- [REQUIRED TASK]: Reproduce the listing below exactly, minus its pictures.
□ □ □ □
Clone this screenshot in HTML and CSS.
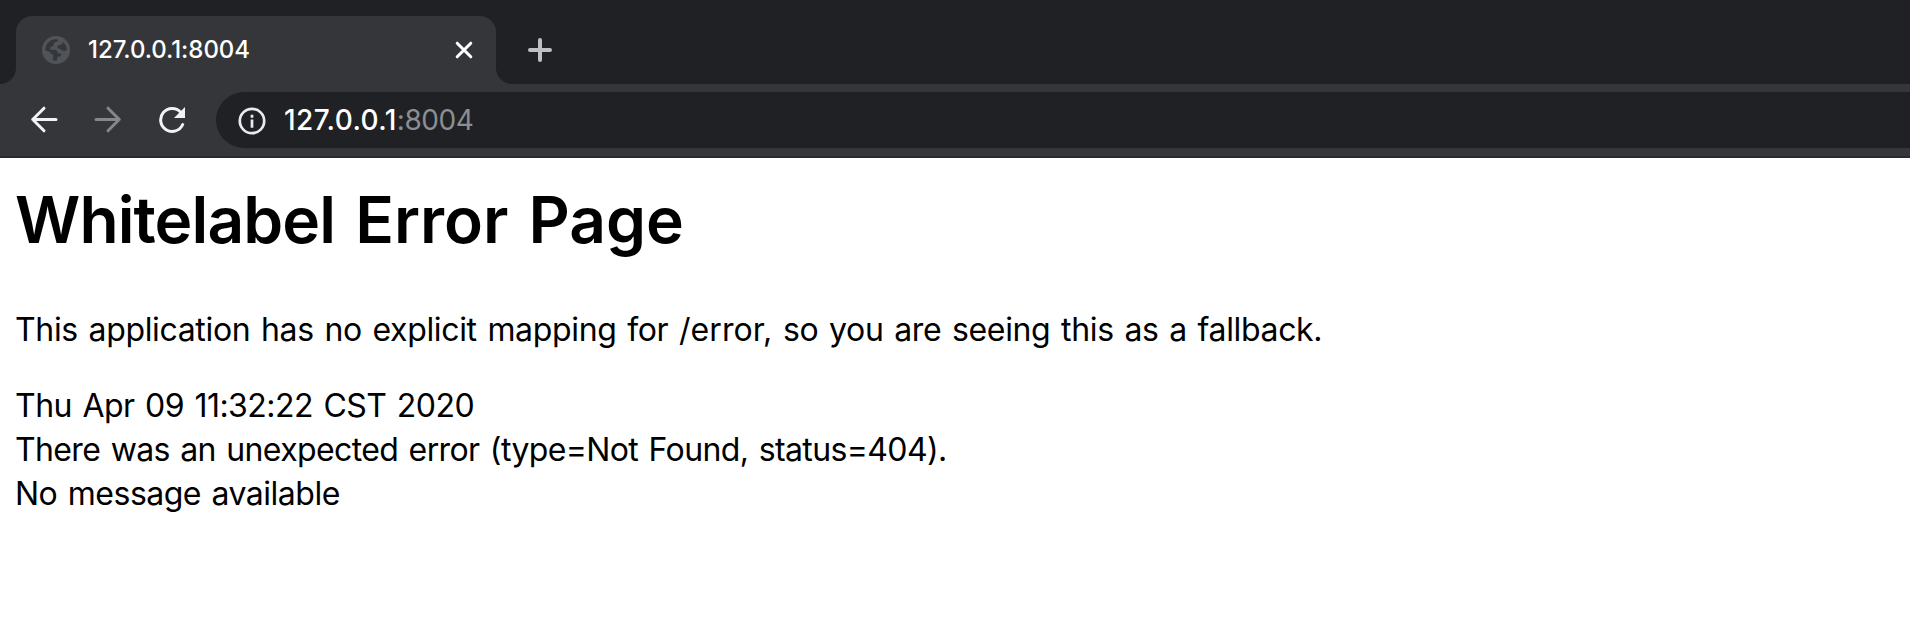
FILE: index.html
```html
<!DOCTYPE html>
<html lang="en">
<head>
<meta charset="utf-8">
<title>127.0.0.1:8004</title>
<link rel="stylesheet" href="styles.css">
</head>
<body>
<header class="browser">
  <div class="tab-strip">
    <div class="tab">
      <svg class="globe" width="28" height="28" viewBox="0 0 28 28"><circle cx="14" cy="14" r="14" fill="#505357"/><path d="M3.2 14C3.4 8.3 7.4 3.9 13 3.3C14.6 3 16 3.4 16 4.3C15.9 5.4 14.6 5.9 13.2 6.2C11.9 6.5 11.5 7.3 11.6 8.6C11.6 10 10.5 10.5 9.3 10.7C8 11 8 12.2 8.3 13.7H12.4C14.7 14 15.6 15.4 15.8 17.4H19C19.7 19.4 18.5 20.5 16 20.6C15.3 20.8 15 21.5 15 24.6H10.8V21.2C12 20.6 12 19 10.6 18.3C9 18 8.2 17 7.6 15.5C6 15.5 4.5 15 3.2 14ZM20.8 6C23.8 8 25 11 24.8 14.2C22.8 15.6 20.4 15 19.2 13.6C18.4 12.6 16.4 12.8 15.5 11.5C14.8 9.8 16 8.9 18 8.9C20 8.8 20.6 7.5 20.8 6Z" fill="#35363a"/></svg>
      <span class="tab-title">127.0.0.1:8004</span>
      <svg class="close" width="18" height="18" viewBox="0 0 18 18"><path d="M2.2 2.2L15.8 15.8M15.8 2.2L2.2 15.8"/></svg>
    </div>
    <svg class="new-tab" width="24" height="24" viewBox="0 0 24 24"><path d="M12 2V22M2 12H22"/></svg>
  </div>
  <nav class="toolbar">
    <svg class="nav-icon back" width="28" height="28" viewBox="0 0 28 28"><path d="M26 13.5H3M14 2.2L2.7 13.5L14 24.8"/></svg>
    <svg class="nav-icon forward" width="28" height="28" viewBox="0 0 28 28"><path d="M2 13.5H25M14 2.2L25.3 13.5L14 24.8"/></svg>
    <svg class="nav-icon reload" width="28" height="28" viewBox="0 0 28 28"><path d="M22.7 6.2A11.5 11.5 0 1 0 24.7 18.5"/><path class="arrow" d="M27 1V12H16Z"/></svg>
    <div class="address">
      <svg class="info" width="28" height="28" viewBox="0 0 28 28"><circle cx="14" cy="14" r="12.2"/><path d="M14 12.6V20.8M14 7.7V10.7"/></svg>
      <span class="url"><span class="host">127.0.0.1</span><span class="port">:8004</span></span>
    </div>
  </nav>
</header>
<main class="page">
  <h1><span class="lead">Whitelabel</span> Error Page</h1>
  <p>This application has no explicit mapping for <span class="path">/error,</span> so you are seeing this as a fallback.</p>
  <div class="date">Thu Apr 09 11:32:22 CST 2020</div>
  <div class="detail">There was an unexpected error (type=Not Found, status=404).</div>
  <div class="message">No message available</div>
</main>
</body>
</html>
```

FILE: styles.css
```css
body {
  margin: 0;
  background: #fff;
  color: #000;
  font-family: Inter, "Liberation Sans", sans-serif;
  overflow: hidden;
}
svg { display: block; flex: none; }
.browser { background: #202124; }
.tab-strip {
  display: flex;
  height: 68px;
  padding: 16px 0 0 16px;
  align-items: center;
}
.tab {
  position: relative;
  display: flex;
  align-items: center;
  box-sizing: border-box;
  width: 480px;
  height: 68px;
  padding: 0 23px 0 26px;
  border-radius: 16px 16px 0 0;
  background: #35363a;
}
.tab::before, .tab::after {
  content: "";
  position: absolute;
  bottom: 0;
  width: 16px;
  height: 16px;
}
.tab::before { left: -16px; background: radial-gradient(circle at 0 0, transparent 15.5px, #35363a 16.5px); }
.tab::after { right: -16px; background: radial-gradient(circle at 100% 0, transparent 15.5px, #35363a 16.5px); }
.tab-title {
  flex: 1;
  margin-left: 18px;
  color: #fff;
  font-size: 24px;
  font-weight: 500;
  letter-spacing: -0.05px;
  line-height: 32px;
  white-space: nowrap;
}
.close { fill: none; stroke: #fff; stroke-width: 3; stroke-linecap: round; }
.new-tab { margin-left: 32px; fill: none; stroke: #bdc1c6; stroke-width: 4; stroke-linecap: round; }
.toolbar {
  display: flex;
  align-items: center;
  height: 72px;
  padding-left: 30px;
  background: #35363a;
  border-bottom: 2px solid #28292c;
}
.nav-icon { fill: none; stroke: #f1f3f4; stroke-width: 3; stroke-linecap: round; stroke-linejoin: round; }
.forward { margin-left: 36px; stroke: #86878a; }
.reload { margin-left: 36px; }
.reload .arrow { fill: #f1f3f4; stroke: none; }
.address {
  display: flex;
  align-items: center;
  flex: 1;
  height: 56px;
  margin-left: 30px;
  padding-left: 22px;
  border-radius: 28px 0 0 28px;
  background: #202124;
}
.info { margin-top: 1px; fill: none; stroke: #e8eaed; stroke-width: 2.7; }
.url { margin-left: 18px; color: #fff; font-size: 28px; line-height: 36px; white-space: nowrap; }
.host { font-weight: 500; letter-spacing: 0.4px; }
.port { color: #8c8e91; letter-spacing: -0.4px; }
.page { padding: 0 15px; font-size: 32px; line-height: 44px; white-space: nowrap; word-spacing: 2px; }
h1 { margin: 17px 0 43px; font-size: 64px; line-height: 90px; font-weight: 600; word-spacing: 4px; }
.lead { letter-spacing: -0.9px; }
p { margin: 0 0 32px; letter-spacing: -0.34px; }
.path { letter-spacing: 0.1px; }
.date { letter-spacing: -0.53px; }
.detail { letter-spacing: -0.62px; }
.message { letter-spacing: -0.5px; }
```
□ □ □ □
- [WRITTEN ANSWER]:
Clone this screenshot in HTML and CSS.
FILE: index.html
```html
<!DOCTYPE html>
<html lang="en">
<head>
<meta charset="utf-8">
<title>127.0.0.1:8004</title>
<link rel="stylesheet" href="styles.css">
</head>
<body>
<header class="browser">
  <div class="tab-strip">
    <div class="tab">
      <svg class="globe" width="28" height="28" viewBox="0 0 28 28"><circle cx="14" cy="14" r="14" fill="#505357"/><path d="M3.2 14C3.4 8.3 7.4 3.9 13 3.3C14.6 3 16 3.4 16 4.3C15.9 5.4 14.6 5.9 13.2 6.2C11.9 6.5 11.5 7.3 11.6 8.6C11.6 10 10.5 10.5 9.3 10.7C8 11 8 12.2 8.3 13.7H12.4C14.7 14 15.6 15.4 15.8 17.4H19C19.7 19.4 18.5 20.5 16 20.6C15.3 20.8 15 21.5 15 24.6H10.8V21.2C12 20.6 12 19 10.6 18.3C9 18 8.2 17 7.6 15.5C6 15.5 4.5 15 3.2 14ZM20.8 6C23.8 8 25 11 24.8 14.2C22.8 15.6 20.4 15 19.2 13.6C18.4 12.6 16.4 12.8 15.5 11.5C14.8 9.8 16 8.9 18 8.9C20 8.8 20.6 7.5 20.8 6Z" fill="#35363a"/></svg>
      <span class="tab-title">127.0.0.1:8004</span>
      <svg class="close" width="18" height="18" viewBox="0 0 18 18"><path d="M2.2 2.2L15.8 15.8M15.8 2.2L2.2 15.8"/></svg>
    </div>
    <svg class="new-tab" width="24" height="24" viewBox="0 0 24 24"><path d="M12 2V22M2 12H22"/></svg>
  </div>
  <nav class="toolbar">
    <svg class="nav-icon back" width="28" height="28" viewBox="0 0 28 28"><path d="M26 13.5H3M14 2.2L2.7 13.5L14 24.8"/></svg>
    <svg class="nav-icon forward" width="28" height="28" viewBox="0 0 28 28"><path d="M2 13.5H25M14 2.2L25.3 13.5L14 24.8"/></svg>
    <svg class="nav-icon reload" width="28" height="28" viewBox="0 0 28 28"><path d="M22.7 6.2A11.5 11.5 0 1 0 24.7 18.5"/><path class="arrow" d="M27 1V12H16Z"/></svg>
    <div class="address">
      <svg class="info" width="28" height="28" viewBox="0 0 28 28"><circle cx="14" cy="14" r="12.2"/><path d="M14 12.6V20.8M14 7.7V10.7"/></svg>
      <span class="url"><span class="host">127.0.0.1</span><span class="port">:8004</span></span>
    </div>
  </nav>
</header>
<main class="page">
  <h1><span class="lead">Whitelabel</span> Error Page</h1>
  <p>This application has no explicit mapping for <span class="path">/error,</span> so you are seeing this as a fallback.</p>
  <div class="date">Thu Apr 09 11:32:22 CST 2020</div>
  <div class="detail">There was an unexpected error (type=Not Found, status=404).</div>
  <div class="message">No message available</div>
</main>
</body>
</html>
```

FILE: styles.css
```css
body {
  margin: 0;
  background: #fff;
  color: #000;
  font-family: Inter, "Liberation Sans", sans-serif;
  overflow: hidden;
}
svg { display: block; flex: none; }
.browser { background: #202124; }
.tab-strip {
  display: flex;
  height: 68px;
  padding: 16px 0 0 16px;
  align-items: center;
}
.tab {
  position: relative;
  display: flex;
  align-items: center;
  box-sizing: border-box;
  width: 480px;
  height: 68px;
  padding: 0 23px 0 26px;
  border-radius: 16px 16px 0 0;
  background: #35363a;
}
.tab::before, .tab::after {
  content: "";
  position: absolute;
  bottom: 0;
  width: 16px;
  height: 16px;
}
.tab::before { left: -16px; background: radial-gradient(circle at 0 0, transparent 15.5px, #35363a 16.5px); }
.tab::after { right: -16px; background: radial-gradient(circle at 100% 0, transparent 15.5px, #35363a 16.5px); }
.tab-title {
  flex: 1;
  margin-left: 18px;
  color: #fff;
  font-size: 24px;
  font-weight: 500;
  letter-spacing: -0.05px;
  line-height: 32px;
  white-space: nowrap;
}
.close { fill: none; stroke: #fff; stroke-width: 3; stroke-linecap: round; }
.new-tab { margin-left: 32px; fill: none; stroke: #bdc1c6; stroke-width: 4; stroke-linecap: round; }
.toolbar {
  display: flex;
  align-items: center;
  height: 72px;
  padding-left: 30px;
  background: #35363a;
  border-bottom: 2px solid #28292c;
}
.nav-icon { fill: none; stroke: #f1f3f4; stroke-width: 3; stroke-linecap: round; stroke-linejoin: round; }
.forward { margin-left: 36px; stroke: #86878a; }
.reload { margin-left: 36px; }
.reload .arrow { fill: #f1f3f4; stroke: none; }
.address {
  display: flex;
  align-items: center;
  flex: 1;
  height: 56px;
  margin-left: 30px;
  padding-left: 22px;
  border-radius: 28px 0 0 28px;
  background: #202124;
}
.info { margin-top: 1px; fill: none; stroke: #e8eaed; stroke-width: 2.7; }
.url { margin-left: 18px; color: #fff; font-size: 28px; line-height: 36px; white-space: nowrap; }
.host { font-weight: 500; letter-spacing: 0.4px; }
.port { color: #8c8e91; letter-spacing: -0.4px; }
.page { padding: 0 15px; font-size: 32px; line-height: 44px; white-space: nowrap; word-spacing: 2px; }
h1 { margin: 17px 0 43px; font-size: 64px; line-height: 90px; font-weight: 600; word-spacing: 4px; }
.lead { letter-spacing: -0.9px; }
p { margin: 0 0 32px; letter-spacing: -0.34px; }
.path { letter-spacing: 0.1px; }
.date { letter-spacing: -0.53px; }
.detail { letter-spacing: -0.62px; }
.message { letter-spacing: -0.5px; }
```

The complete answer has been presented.